Who DuckLake fits best

DuckLake feels most at home with people who love the freedom of open storage but still want the safety of a database. Think of the three-person analytics squad that cannot justify Snowflake fees, yet refuses to run pipelines that might corrupt yesterday’s numbers. It suits engineers fed up with manifest bloat in Iceberg when every micro batch creates more tiny files than actual data. It also clicks with notebook users who treat DuckDB as their pocket warehouse and now need proper version control and schema tweaks without extra tools. The only real ask is a bit of basic DBA discipline, the kind that keeps a Postgres backup script in cron and checks disk space once a week. If that sounds manageable, DuckLake will probably feel like a breath of fresh air.

Current gaps and the path forward

DuckLake sits at version 0.1, so expect rough edges. There is no automatic import from Iceberg yet. Glue, Trino, and BI tools are unaware for now. The documentation warns that catalog backups are on you. The team at DuckDB plans smoother migrations and more connectors over the next year. Early adopters will drive that roadmap.
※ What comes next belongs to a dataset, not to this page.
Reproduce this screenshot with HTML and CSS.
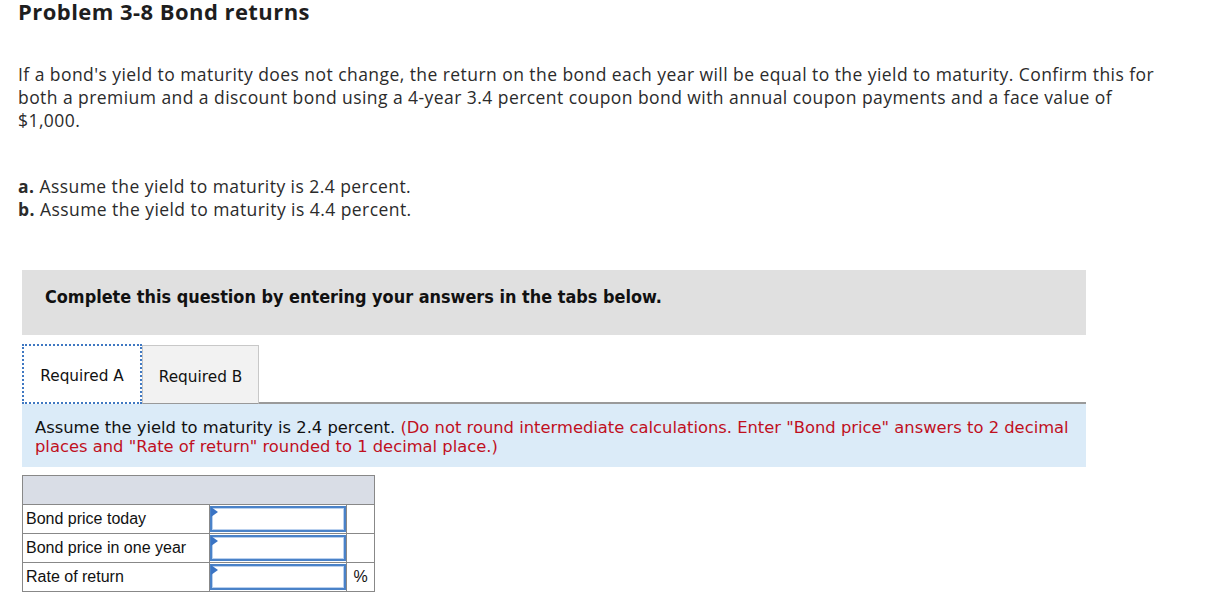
FILE: index.html
```html
<!DOCTYPE html>
<html>
<head>
<meta charset="utf-8">
<link rel="stylesheet" href="styles.css">
</head>
<body>
<div class="page">
  <h1 class="title">Problem 3-8 Bond returns</h1>
  <p class="intro">If a bond's yield to maturity does not change, the return on the bond each year will be equal to the yield to maturity. Confirm this for<br>both a premium and a discount bond using a 4-year 3.4 percent coupon bond with annual coupon payments and a face value of<br>$1,000.</p>
  <div class="parts">
    <div><b>a.</b> Assume the yield to maturity is 2.4 percent.</div>
    <div><b>b.</b> Assume the yield to maturity is 4.4 percent.</div>
  </div>
  <div class="notice">Complete this question by entering your answers in the tabs below.</div>
  <div class="tabs">
    <div class="tab active">Required A</div>
    <div class="tab">Required B</div>
    <div class="tab-rest"></div>
  </div>
  <div class="instr">Assume the yield to maturity is 2.4 percent. <span class="red">(Do not round intermediate calculations. Enter "Bond price" answers to 2 decimal<br>places and "Rate of return" rounded to 1 decimal place.)</span></div>
  <table class="grid">
    <tr class="head"><td colspan="3"></td></tr>
    <tr><td class="lbl">Bond price today</td><td class="inp"><div class="box"></div></td><td class="unit"></td></tr>
    <tr><td class="lbl">Bond price in one year</td><td class="inp"><div class="box"></div></td><td class="unit"></td></tr>
    <tr><td class="lbl">Rate of return</td><td class="inp"><div class="box"></div></td><td class="unit">%</td></tr>
  </table>
</div>
</body>
</html>
```
FILE: styles.css
```css
html, body { margin: 0; padding: 0; background: #fff; }
.page { padding: 0 0 0 18px; font-family: "Open Sans", "Liberation Sans", sans-serif; color: #2b2b2b; }
.title { margin: 0; font-size: 22px; line-height: 23px; font-weight: 700; letter-spacing: 0.45px; color: #1e1e1e; }
.intro { margin: 40px 0 0 0; font-size: 17.5px; line-height: 23px; letter-spacing: 0.44px; white-space: nowrap; }
.parts { margin-top: 43px; font-size: 17.5px; line-height: 23px; letter-spacing: 0.44px; }
.parts b { font-weight: 700; }
.notice { margin: 49px 0 0 4px; width: 1064px; height: 65px; box-sizing: border-box; padding: 16px 0 0 23px; background: #e0e0e0; font-family: "DejaVu Sans", sans-serif; font-stretch: condensed; font-weight: 700; font-size: 17.9px; color: #111; }
.tabs { margin: 9px 0 0 4px; width: 1064px; display: flex; align-items: flex-end; font-family: "DejaVu Sans", sans-serif; font-size: 15.3px; color: #111; }
.tab { height: 59px; box-sizing: border-box; display: flex; align-items: center; justify-content: center; padding-top: 4px; }
.tab.active { width: 120px; height: 60px; border: 2px dotted #3f78c2; background: #fff; }
.tab:not(.active) { width: 117px; background: #f2f2f2; border: 1px solid #c8c8c8; border-bottom: 1px solid #999; }
.tab-rest { flex: 1; border-bottom: 2px solid #9a9a9a; height: 0; }
.instr { margin-left: 4px; width: 1064px; box-sizing: border-box; height: 63px; padding: 14px 10px 0 13px; background: #dbebf8; font-family: "DejaVu Sans", sans-serif; font-size: 16.35px; line-height: 19px; color: #111; white-space: nowrap; }
.red { color: #c0101e; }
.grid { margin: 8px 0 0 4px; border-collapse: collapse; font-family: "Liberation Sans", sans-serif; font-size: 16px; color: #111; }
.grid td { border: 1px solid #888; padding: 0; height: 28px; }
.head td { background: #d9dde6; height: 28px; width: 351px; }
.lbl { width: 183px; padding-left: 3px !important; }
.inp { width: 136px; }
.unit { width: 27px; text-align: center; }
.box { position: relative; height: 26px; box-sizing: border-box; border: 2px solid #4a82c8; box-shadow: inset 0 0 0 1px #b9d0ee; background: #fff; }
.box::before { content: ""; position: absolute; left: -1px; top: -1px; border-left: 7px solid #3a74c4; border-top: 5px solid transparent; border-bottom: 5px solid transparent; }
```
DuckLake is a fresh take on the lakehouse idea. By trusting a SQL catalog it removes the pain of scanning countless manifests and unlocks true transaction semantics. The price is that you must protect the catalog like any database. If you want quick local experiments, a simple learning curve, and less metadata bloat then give it a try. Install the extension, attach a folder, and make a table. Send feedback to the DuckDB crew and help shape the future roadmap. Happy versioning.